- What is needed
Write the data below out exactly as it stands. Do not include the pictures.
··· Source data ···
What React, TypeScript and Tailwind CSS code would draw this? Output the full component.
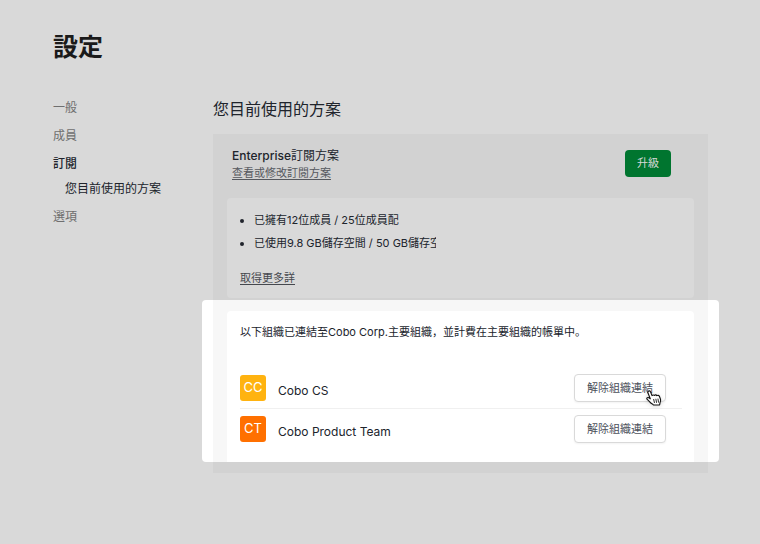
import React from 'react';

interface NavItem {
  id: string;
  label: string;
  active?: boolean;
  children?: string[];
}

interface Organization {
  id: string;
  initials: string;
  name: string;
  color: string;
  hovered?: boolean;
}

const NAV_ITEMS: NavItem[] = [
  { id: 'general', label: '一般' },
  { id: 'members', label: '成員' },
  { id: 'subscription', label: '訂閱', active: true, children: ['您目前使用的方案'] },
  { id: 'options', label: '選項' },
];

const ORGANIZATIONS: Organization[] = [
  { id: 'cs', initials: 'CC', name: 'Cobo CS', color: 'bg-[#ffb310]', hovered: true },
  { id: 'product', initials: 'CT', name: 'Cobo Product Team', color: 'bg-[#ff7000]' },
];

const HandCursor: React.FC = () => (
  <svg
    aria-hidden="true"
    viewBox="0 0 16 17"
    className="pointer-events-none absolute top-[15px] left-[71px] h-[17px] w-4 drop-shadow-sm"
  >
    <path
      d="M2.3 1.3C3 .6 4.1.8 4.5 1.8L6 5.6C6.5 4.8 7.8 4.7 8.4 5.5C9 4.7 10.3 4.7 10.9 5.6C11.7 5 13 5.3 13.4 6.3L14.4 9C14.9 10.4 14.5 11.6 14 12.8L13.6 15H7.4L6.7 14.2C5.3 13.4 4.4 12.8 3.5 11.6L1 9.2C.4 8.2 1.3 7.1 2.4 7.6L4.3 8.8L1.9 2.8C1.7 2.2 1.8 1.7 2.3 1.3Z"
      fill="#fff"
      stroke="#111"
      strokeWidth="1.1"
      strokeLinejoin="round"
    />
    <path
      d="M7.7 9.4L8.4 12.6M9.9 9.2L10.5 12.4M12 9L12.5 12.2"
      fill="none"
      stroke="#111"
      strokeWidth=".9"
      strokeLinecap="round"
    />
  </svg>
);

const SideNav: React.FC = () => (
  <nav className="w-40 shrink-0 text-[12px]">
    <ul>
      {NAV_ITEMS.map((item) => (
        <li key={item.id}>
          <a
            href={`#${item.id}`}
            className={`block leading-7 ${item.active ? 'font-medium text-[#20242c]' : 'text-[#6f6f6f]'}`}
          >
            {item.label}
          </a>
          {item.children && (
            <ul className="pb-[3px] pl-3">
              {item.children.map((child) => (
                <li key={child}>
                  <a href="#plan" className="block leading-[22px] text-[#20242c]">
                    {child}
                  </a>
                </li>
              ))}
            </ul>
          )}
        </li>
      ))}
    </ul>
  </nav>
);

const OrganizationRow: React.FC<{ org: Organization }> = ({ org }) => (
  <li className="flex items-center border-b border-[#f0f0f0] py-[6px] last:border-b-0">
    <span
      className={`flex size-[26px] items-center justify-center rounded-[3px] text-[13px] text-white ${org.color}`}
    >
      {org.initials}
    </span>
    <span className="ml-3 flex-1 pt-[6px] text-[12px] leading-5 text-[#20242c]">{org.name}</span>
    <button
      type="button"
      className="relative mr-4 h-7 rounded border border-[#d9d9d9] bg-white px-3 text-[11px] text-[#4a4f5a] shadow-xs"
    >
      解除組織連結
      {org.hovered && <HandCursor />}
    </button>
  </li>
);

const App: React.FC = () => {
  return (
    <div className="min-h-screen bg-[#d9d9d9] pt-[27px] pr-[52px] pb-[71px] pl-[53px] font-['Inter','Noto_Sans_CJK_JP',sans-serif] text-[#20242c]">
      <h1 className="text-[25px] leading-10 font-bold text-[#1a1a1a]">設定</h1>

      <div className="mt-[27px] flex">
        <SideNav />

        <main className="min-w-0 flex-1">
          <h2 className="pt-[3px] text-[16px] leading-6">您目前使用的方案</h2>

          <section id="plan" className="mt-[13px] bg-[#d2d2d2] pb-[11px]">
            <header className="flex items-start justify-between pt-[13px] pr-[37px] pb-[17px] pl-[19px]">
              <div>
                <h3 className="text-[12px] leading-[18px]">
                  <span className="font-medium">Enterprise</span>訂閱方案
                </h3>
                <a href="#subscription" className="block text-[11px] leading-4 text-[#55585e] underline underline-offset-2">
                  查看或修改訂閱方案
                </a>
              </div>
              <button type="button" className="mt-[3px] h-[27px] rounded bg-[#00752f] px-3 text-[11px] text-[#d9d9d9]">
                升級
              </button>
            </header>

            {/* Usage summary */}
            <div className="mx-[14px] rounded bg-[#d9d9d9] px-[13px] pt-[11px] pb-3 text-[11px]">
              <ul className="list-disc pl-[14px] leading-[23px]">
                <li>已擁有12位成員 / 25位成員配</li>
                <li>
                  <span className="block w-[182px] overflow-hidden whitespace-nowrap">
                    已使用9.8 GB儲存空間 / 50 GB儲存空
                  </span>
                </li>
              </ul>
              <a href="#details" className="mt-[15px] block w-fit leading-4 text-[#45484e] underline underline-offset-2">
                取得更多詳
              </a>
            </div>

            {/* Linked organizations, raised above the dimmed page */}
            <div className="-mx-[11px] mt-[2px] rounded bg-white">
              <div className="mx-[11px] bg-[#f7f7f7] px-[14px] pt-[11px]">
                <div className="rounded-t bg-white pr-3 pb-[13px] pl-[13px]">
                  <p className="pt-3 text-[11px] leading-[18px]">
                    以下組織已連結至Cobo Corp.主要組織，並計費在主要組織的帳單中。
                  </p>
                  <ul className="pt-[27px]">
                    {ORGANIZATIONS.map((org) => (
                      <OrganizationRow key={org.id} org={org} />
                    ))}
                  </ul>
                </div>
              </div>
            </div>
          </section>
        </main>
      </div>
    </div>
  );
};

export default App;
···
- Written response
What React, TypeScript and Tailwind CSS code would draw this? Output the full component.
import React from 'react';

interface NavItem {
  id: string;
  label: string;
  active?: boolean;
  children?: string[];
}

interface Organization {
  id: string;
  initials: string;
  name: string;
  color: string;
  hovered?: boolean;
}

const NAV_ITEMS: NavItem[] = [
  { id: 'general', label: '一般' },
  { id: 'members', label: '成員' },
  { id: 'subscription', label: '訂閱', active: true, children: ['您目前使用的方案'] },
  { id: 'options', label: '選項' },
];

const ORGANIZATIONS: Organization[] = [
  { id: 'cs', initials: 'CC', name: 'Cobo CS', color: 'bg-[#ffb310]', hovered: true },
  { id: 'product', initials: 'CT', name: 'Cobo Product Team', color: 'bg-[#ff7000]' },
];

const HandCursor: React.FC = () => (
  <svg
    aria-hidden="true"
    viewBox="0 0 16 17"
    className="pointer-events-none absolute top-[15px] left-[71px] h-[17px] w-4 drop-shadow-sm"
  >
    <path
      d="M2.3 1.3C3 .6 4.1.8 4.5 1.8L6 5.6C6.5 4.8 7.8 4.7 8.4 5.5C9 4.7 10.3 4.7 10.9 5.6C11.7 5 13 5.3 13.4 6.3L14.4 9C14.9 10.4 14.5 11.6 14 12.8L13.6 15H7.4L6.7 14.2C5.3 13.4 4.4 12.8 3.5 11.6L1 9.2C.4 8.2 1.3 7.1 2.4 7.6L4.3 8.8L1.9 2.8C1.7 2.2 1.8 1.7 2.3 1.3Z"
      fill="#fff"
      stroke="#111"
      strokeWidth="1.1"
      strokeLinejoin="round"
    />
    <path
      d="M7.7 9.4L8.4 12.6M9.9 9.2L10.5 12.4M12 9L12.5 12.2"
      fill="none"
      stroke="#111"
      strokeWidth=".9"
      strokeLinecap="round"
    />
  </svg>
);

const SideNav: React.FC = () => (
  <nav className="w-40 shrink-0 text-[12px]">
    <ul>
      {NAV_ITEMS.map((item) => (
        <li key={item.id}>
          <a
            href={`#${item.id}`}
            className={`block leading-7 ${item.active ? 'font-medium text-[#20242c]' : 'text-[#6f6f6f]'}`}
          >
            {item.label}
          </a>
          {item.children && (
            <ul className="pb-[3px] pl-3">
              {item.children.map((child) => (
                <li key={child}>
                  <a href="#plan" className="block leading-[22px] text-[#20242c]">
                    {child}
                  </a>
                </li>
              ))}
            </ul>
          )}
        </li>
      ))}
    </ul>
  </nav>
);

const OrganizationRow: React.FC<{ org: Organization }> = ({ org }) => (
  <li className="flex items-center border-b border-[#f0f0f0] py-[6px] last:border-b-0">
    <span
      className={`flex size-[26px] items-center justify-center rounded-[3px] text-[13px] text-white ${org.color}`}
    >
      {org.initials}
    </span>
    <span className="ml-3 flex-1 pt-[6px] text-[12px] leading-5 text-[#20242c]">{org.name}</span>
    <button
      type="button"
      className="relative mr-4 h-7 rounded border border-[#d9d9d9] bg-white px-3 text-[11px] text-[#4a4f5a] shadow-xs"
    >
      解除組織連結
      {org.hovered && <HandCursor />}
    </button>
  </li>
);

const App: React.FC = () => {
  return (
    <div className="min-h-screen bg-[#d9d9d9] pt-[27px] pr-[52px] pb-[71px] pl-[53px] font-['Inter','Noto_Sans_CJK_JP',sans-serif] text-[#20242c]">
      <h1 className="text-[25px] leading-10 font-bold text-[#1a1a1a]">設定</h1>

      <div className="mt-[27px] flex">
        <SideNav />

        <main className="min-w-0 flex-1">
          <h2 className="pt-[3px] text-[16px] leading-6">您目前使用的方案</h2>

          <section id="plan" className="mt-[13px] bg-[#d2d2d2] pb-[11px]">
            <header className="flex items-start justify-between pt-[13px] pr-[37px] pb-[17px] pl-[19px]">
              <div>
                <h3 className="text-[12px] leading-[18px]">
                  <span className="font-medium">Enterprise</span>訂閱方案
                </h3>
                <a href="#subscription" className="block text-[11px] leading-4 text-[#55585e] underline underline-offset-2">
                  查看或修改訂閱方案
                </a>
              </div>
              <button type="button" className="mt-[3px] h-[27px] rounded bg-[#00752f] px-3 text-[11px] text-[#d9d9d9]">
                升級
              </button>
            </header>

            {/* Usage summary */}
            <div className="mx-[14px] rounded bg-[#d9d9d9] px-[13px] pt-[11px] pb-3 text-[11px]">
              <ul className="list-disc pl-[14px] leading-[23px]">
                <li>已擁有12位成員 / 25位成員配</li>
                <li>
                  <span className="block w-[182px] overflow-hidden whitespace-nowrap">
                    已使用9.8 GB儲存空間 / 50 GB儲存空
                  </span>
                </li>
              </ul>
              <a href="#details" className="mt-[15px] block w-fit leading-4 text-[#45484e] underline underline-offset-2">
                取得更多詳
              </a>
            </div>

            {/* Linked organizations, raised above the dimmed page */}
            <div className="-mx-[11px] mt-[2px] rounded bg-white">
              <div className="mx-[11px] bg-[#f7f7f7] px-[14px] pt-[11px]">
                <div className="rounded-t bg-white pr-3 pb-[13px] pl-[13px]">
                  <p className="pt-3 text-[11px] leading-[18px]">
                    以下組織已連結至Cobo Corp.主要組織，並計費在主要組織的帳單中。
                  </p>
                  <ul className="pt-[27px]">
                    {ORGANIZATIONS.map((org) => (
                      <OrganizationRow key={org.id} org={org} />
                    ))}
                  </ul>
                </div>
              </div>
            </div>
          </section>
        </main>
      </div>
    </div>
  );
};

export default App;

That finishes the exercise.